Experimental study on in-situ emulsification of heavy oil in porous media

Abstract

Under the strategic goal of “dual-carbon”, reducing oil viscosity by in-situ emulsification using chemical method has become a new direction for high-efficiency and low-carbon development of heavy oil reservoirs. This technology can transform the originally immovable heavy oil into movable dispersed oil droplets through in-situ emulsification, and thus enhances heavy oil recovery. However, there is still a lack of sufficient understanding about the characteristics and influencing laws of in-situ emulsification of heavy oil in porous media. So, this paper carried out experimental studies on in-situ emulsification and influencing factors for heavy oil in porous media.

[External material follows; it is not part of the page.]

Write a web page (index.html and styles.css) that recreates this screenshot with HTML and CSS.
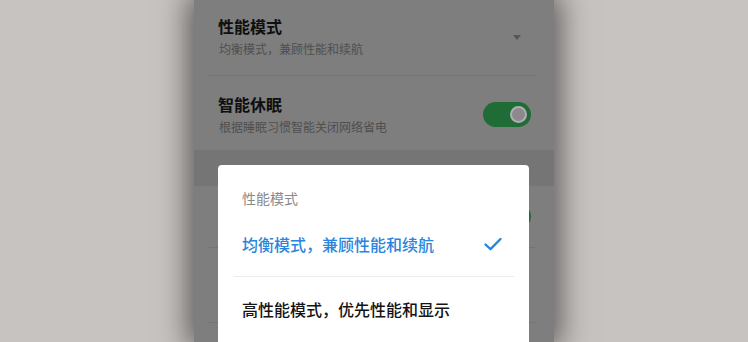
FILE: index.html
```html
<!DOCTYPE html>
<html lang="zh-CN">
<head>
<meta charset="utf-8">
<title>性能模式</title>
<link rel="stylesheet" href="styles.css">
</head>
<body>
<div class="stage">
  <div class="phone">
    <div class="settings">
      <div class="row">
        <div class="text">
          <div class="title">性能模式</div>
          <div class="sub">均衡模式，兼顾性能和续航</div>
        </div>
        <span class="caret"></span>
      </div>
      <div class="divider"></div>
      <div class="row row2">
        <div class="text">
          <div class="title">智能休眠</div>
          <div class="sub">根据睡眠习惯智能关闭网络省电</div>
        </div>
        <span class="toggle"><span class="knob"></span></span>
      </div>
      <div class="band"></div>
      <div class="row row3">
        <div class="text"></div>
        <span class="toggle"><span class="knob"></span></span>
      </div>
      <div class="divider"></div>
      <div class="row row4"></div>
      <div class="divider"></div>
    </div>

    <div class="dialog">
      <div class="dlg-title">性能模式</div>
      <div class="option selected">
        <span>均衡模式，兼顾性能和续航</span>
        <svg class="check" width="20" height="16" viewBox="0 0 20 16"><path d="M2.5 8.5 L7.5 13.2 L17.5 3" fill="none" stroke="#2a86dc" stroke-width="2.4" stroke-linecap="round" stroke-linejoin="round"/></svg>
      </div>
      <div class="dlg-divider"></div>
      <div class="option">
        <span>高性能模式，优先性能和显示</span>
      </div>
    </div>
  </div>
</div>
</body>
</html>
```

FILE: styles.css
```css
html, body {
  margin: 0;
  padding: 0;
}
body {
  width: 748px;
  height: 342px;
  overflow: hidden;
  background: #c7c3c1;
  font-family: "Noto Sans CJK SC", "Noto Sans", sans-serif;
}
.stage {
  display: flex;
  justify-content: center;
  height: 342px;
}
.phone {
  position: relative;
  width: 360px;
  height: 342px;
  background: #7e7e7e;
  box-shadow: 0 0 28px 6px rgba(0, 0, 0, 0.55);
  overflow: hidden;
}
.settings {
  display: flex;
  flex-direction: column;
}
.row {
  display: flex;
  align-items: center;
  justify-content: space-between;
  padding: 17px 23px 19px 25px;
  height: 39px;
}
.row2 {
  padding: 18px 23px 15px 25px;
  height: 41px;
}
.row3 {
  height: 61px;
  padding: 0 23px 0 25px;
}
.row4 {
  height: 74px;
  padding: 0;
}
.title {
  font-size: 16px;
  line-height: 20px;
  font-weight: 700;
  color: #0f0f0f;
  margin-left: -1px;
}
.sub {
  margin-top: 5px;
  font-size: 12px;
  line-height: 16px;
  color: #4f4f4f;
}
.caret {
  width: 0;
  height: 0;
  border-left: 4px solid transparent;
  border-right: 4px solid transparent;
  border-top: 5px solid #575757;
  margin-right: 10px;
  margin-top: 2px;
}
.divider {
  height: 1px;
  background: #747474;
  margin: 0 19px 0 14px;
}
.band {
  height: 36px;
  background: #757575;
}
.toggle {
  display: flex;
  align-items: center;
  justify-content: flex-end;
  width: 48px;
  height: 25px;
  border-radius: 13px;
  background: #1f6c36;
  padding-right: 4px;
  box-sizing: border-box;
}
.knob {
  width: 13px;
  height: 13px;
  border-radius: 50%;
  background: #8c888c;
  border: 2px solid #b3aeb2;
}
.dialog {
  position: absolute;
  left: 24px;
  top: 165px;
  width: 311px;
  height: 200px;
  background: #ffffff;
  border-radius: 4px;
  padding-top: 23px;
  box-sizing: border-box;
}
.dlg-title {
  font-size: 14px;
  line-height: 20px;
  color: #8a8a8a;
  padding-left: 24px;
  margin-bottom: 4px;
}
.option {
  display: flex;
  align-items: center;
  justify-content: space-between;
  height: 64px;
  padding: 0 26px 0 24px;
  font-size: 16px;
  font-weight: 500;
  color: #141414;
}
.option.selected {
  color: #2a86dc;
}
.check {
  display: block;
}
.dlg-divider {
  height: 1px;
  background: #ececec;
  margin: 0 15px 0 16px;
}
```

The results show that, due to the transport and adsorption loss of viscosity reducer in porous media, the emulsification area expands gradually from the inlet to the outlet. At the same sampling position, with the increase of injection volume, the dispersed oil droplet size decreases, the distribution density increases, and the color of produced liquid changes from light yellow to dark brown. Under the same injection volume, the closer to the outlet, the smaller the particle size of the dispersed oil droplets and the higher the distribution density, which is resulted from the shearing effect of the porous media. With the increase of injection rate, the hydrodynamic shear effect is enhanced, so the in-situ emulsification of heavy oil starts earlier and the emulsification oil ratio curves have a higher slope and distribute more densely. With the increase of agent concentration, the adsorbed number of viscosity reducer molecules on the oil–water interface is increased, making it easier to emulsify the remaining oil. With the increase of pre-conversion oil recovery, the remaining oil in the porous media is more dispersed and the oil–water contact surface increases, so the emulsification is easier and the percentage of dispersed oil droplets in the produced oil phase increases. The research results based on sampling analysis deepen our understanding on in-situ emulsification of heavy oil in porous media, which provides valuable reference for designing suitable viscosity reducer agent and effectively enhancing heavy oil recovery in the future.